• [Dataset section]
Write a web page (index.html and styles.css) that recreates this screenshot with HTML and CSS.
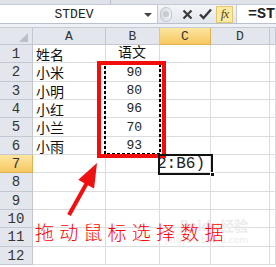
FILE: index.html
```html
<!DOCTYPE html>
<html>

<head>
    <meta charset="utf-8" />
    <title>STDEV</title>
    <link rel="stylesheet" href="styles.css">
</head>

<body>
    <div class="ribbon-edge"><span class="ribbon-tick"></span></div>

    <div class="formula-bar">
        <div class="name-box">
            <span class="name">STDEV</span>
            <span class="drop"></span>
        </div>
        <div class="tools">
            <span class="knob"><span class="knob-dot"></span></span>
            <svg class="cancel" width="11" height="11" viewBox="0 0 11 11">
                <path d="M1.5 1.5 L9.5 9.5 M9.5 1.5 L1.5 9.5" stroke="#3a3a3a" stroke-width="2.2" />
            </svg>
            <svg class="enter" width="13" height="12" viewBox="0 0 13 12">
                <path d="M1 6.5 L4.5 10 L12 1.5" fill="none" stroke="#3a3a3a" stroke-width="2.4" />
            </svg>
            <span class="fx">fx</span>
        </div>
        <div class="formula">=STDEV(B2:B6)</div>
    </div>

    <div class="band"></div>

    <div class="sheet">
        <div class="corner">
            <svg width="9" height="9" viewBox="0 0 9 9"><path d="M9 0 L9 9 L0 9 Z" fill="#b9c0ca" /></svg>
        </div>
        <div class="ch">A</div>
        <div class="ch">B</div>
        <div class="ch sel">C</div>
        <div class="ch">D</div>
        <div class="ch"></div>

        <div class="rh">1</div>
        <div class="c txt">姓名</div>
        <div class="c txt head">语文</div>
        <div class="c"></div><div class="c"></div><div class="c"></div>

        <div class="rh">2</div>
        <div class="c txt">小米</div>
        <div class="c num">90</div>
        <div class="c"></div><div class="c"></div><div class="c"></div>

        <div class="rh">3</div>
        <div class="c txt">小明</div>
        <div class="c num">80</div>
        <div class="c"></div><div class="c"></div><div class="c"></div>

        <div class="rh">4</div>
        <div class="c txt">小红</div>
        <div class="c num">96</div>
        <div class="c"></div><div class="c"></div><div class="c"></div>

        <div class="rh">5</div>
        <div class="c txt">小兰</div>
        <div class="c num">70</div>
        <div class="c"></div><div class="c"></div><div class="c"></div>

        <div class="rh">6</div>
        <div class="c txt">小雨</div>
        <div class="c num">93</div>
        <div class="c"></div><div class="c"></div><div class="c"></div>

        <div class="rh sel">7</div>
        <div class="c"></div><div class="c"></div>
        <div class="c edit"><span>=STDEV(B2:B6)</span></div>
        <div class="c"></div><div class="c"></div>

        <div class="rh">8</div>
        <div class="c"></div><div class="c"></div><div class="c"></div><div class="c"></div><div class="c"></div>
        <div class="rh">9</div>
        <div class="c"></div><div class="c"></div><div class="c"></div><div class="c"></div><div class="c"></div>
        <div class="rh">10</div>
        <div class="c"></div><div class="c"></div><div class="c"></div><div class="c"></div><div class="c"></div>
        <div class="rh">11</div>
        <div class="c"></div><div class="c"></div><div class="c"></div><div class="c"></div><div class="c"></div>
        <div class="rh">12</div>
        <div class="c"></div><div class="c"></div><div class="c"></div><div class="c"></div><div class="c"></div>
    </div>

    <!-- overlays: copy marquee, red marker frame, active cell, arrow, caption -->
    <svg class="marquee" width="58" height="93" viewBox="0 0 58 93">
        <rect x="1" y="1" width="55" height="90" fill="none" stroke="#000" stroke-width="2" stroke-dasharray="3 2" />
    </svg>
    <div class="frame"></div>
    <div class="active"><span class="handle"></span></div>

    <svg class="arrow" width="60" height="70" viewBox="60 160 60 70">
        <path d="M67.2 214 L70.8 216 L87.9 185.2 L94.1 188.6 L97 163 L78.3 179.8 L84.4 183.2 Z" fill="#f01010" />
    </svg>

    <div class="mark">
        <span class="mark-logo">Bai<b>du</b>经验</span>
        <span class="mark-url">jingyan.baidu.com</span>
    </div>

    <div class="note">拖动鼠标选择数据</div>
</body>

</html>
```

FILE: styles.css
```css
* {
    box-sizing: border-box;
}

body {
    margin: 0;
    width: 276px;
    height: 267px;
    overflow: hidden;
    position: relative;
    background-color: #fff;
    font-family: "Liberation Mono", monospace;
    color: #222;
}

.ribbon-edge {
    height: 5px;
    background-color: #dfe3e9;
    border-bottom: 1px solid #c4cad3;
    display: flex;
}

.ribbon-tick {
    margin-left: 110px;
    width: 1px;
    background-color: #b7bec8;
}

.formula-bar {
    height: 19px;
    display: flex;
    border-bottom: 1px solid #b9c1cc;
}

.name-box {
    width: 158px;
    background-color: #fff;
    border-right: 1px solid #c3cad3;
    display: flex;
    align-items: center;
}

.name {
    flex: 1;
    text-align: center;
    font-size: 13px;
    padding-left: 4px;
}

.drop {
    width: 0;
    height: 0;
    border-left: 4px solid transparent;
    border-right: 4px solid transparent;
    border-top: 4px solid #444;
    margin-right: 5px;
    margin-top: 1px;
}

.tools {
    width: 78px;
    background: linear-gradient(#f3f5f8, #e3e7ed);
    display: flex;
    align-items: center;
}

.knob {
    width: 12px;
    height: 15px;
    margin-left: 2px;
    border-radius: 7px;
    background: linear-gradient(90deg, #d7dce3, #eef1f4);
    border: 1px solid #c2c8d0;
    display: flex;
    align-items: center;
    justify-content: center;
}

.knob-dot {
    width: 6px;
    height: 6px;
    border-radius: 3px;
    background-color: #c6ccd4;
}

.cancel {
    margin-left: 10px;
}

.enter {
    margin-left: 6px;
}

.fx {
    margin-left: 4px;
    width: 17px;
    height: 17px;
    background-color: #fbeaa6;
    border: 1px solid #e3c76d;
    font-family: "Liberation Serif", serif;
    font-style: italic;
    font-size: 13px;
    color: #5a4a10;
    text-align: center;
    line-height: 14px;
    letter-spacing: -1px;
}

.formula {
    flex: 1;
    background-color: #fff;
    border-left: 1px solid #c3cad3;
    padding-left: 11px;
    font-size: 15px;
    font-weight: bold;
    line-height: 19px;
    white-space: nowrap;
    overflow: hidden;
}

.band {
    height: 4px;
    background-color: #eef1f5;
    border-bottom: 1px solid #c4cad3;
}

.sheet {
    display: grid;
    grid-template-columns: 33px 73px 54px 51px 59px 6px;
    grid-template-rows: 17px 18px 19px 18px 18px 19px 18px 18px 19px 18px 18px 19px 18px;
}

.corner,
.ch,
.rh {
    background-color: #e3e7ed;
    border-right: 1px solid #c3c8d0;
    border-bottom: 1px solid #c3c8d0;
    color: #333;
    display: flex;
    align-items: center;
    justify-content: center;
}

.corner {
    align-items: flex-end;
    justify-content: flex-end;
    padding: 0 4px 2px 0;
}

.ch {
    font-size: 13px;
}

.rh {
    font-size: 14px;
}

.ch.sel,
.rh.sel {
    background: linear-gradient(#fde6a2, #f6c860);
    border-color: #e0b050;
}

.c {
    border-right: 1px solid #dadcdf;
    border-bottom: 1px solid #dadcdf;
    display: flex;
    align-items: center;
    overflow: hidden;
    white-space: nowrap;
}

.txt {
    font-family: "Noto Sans CJK SC", sans-serif;
    font-size: 14px;
    padding-left: 3px;
    color: #111;
}

.head {
    padding-left: 12px;
    align-items: flex-start;
    line-height: 12px;
}

.num {
    justify-content: flex-end;
    padding-right: 17px;
    font-size: 13px;
}

.edit {
    justify-content: flex-end;
    padding-right: 5px;
    font-size: 16px;
}

.marquee {
    position: absolute;
    left: 104px;
    top: 63px;
}

.frame {
    position: absolute;
    left: 97px;
    top: 61px;
    width: 69px;
    height: 97px;
    border: 4px solid #f20d0d;
}

.active {
    position: absolute;
    left: 158px;
    top: 154px;
    width: 55px;
    height: 21px;
    border: 2px solid #111;
}

.handle {
    position: absolute;
    right: -4px;
    bottom: -4px;
    width: 5px;
    height: 5px;
    background-color: #111;
    border: 1px solid #fff;
}

.arrow {
    position: absolute;
    left: 60px;
    top: 160px;
}

.mark {
    position: absolute;
    left: 160px;
    top: 216px;
    display: flex;
    flex-direction: column;
    align-items: flex-end;
    width: 88px;
    color: #ececec;
    font-family: "DejaVu Sans", sans-serif;
}

.mark-logo {
    font-family: "Noto Sans CJK SC", sans-serif;
    font-size: 14px;
    font-weight: bold;
    line-height: 18px;
}

.mark-url {
    font-size: 9px;
    line-height: 12px;
}

.note {
    position: absolute;
    left: 35px;
    top: 221px;
    font-family: "Noto Sans CJK SC", sans-serif;
    font-weight: 300;
    font-size: 19px;
    line-height: 22px;
    letter-spacing: 5.2px;
    color: #f00;
    white-space: nowrap;
}
```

• [Problem to work on] Go through the data above and find the lines with the word "styles". Copy each of those lines.

• [Result]
Write a web page (index.html and styles.css) that recreates this screenshot with HTML and CSS.
    <link rel="stylesheet" href="styles.css">
FILE: styles.css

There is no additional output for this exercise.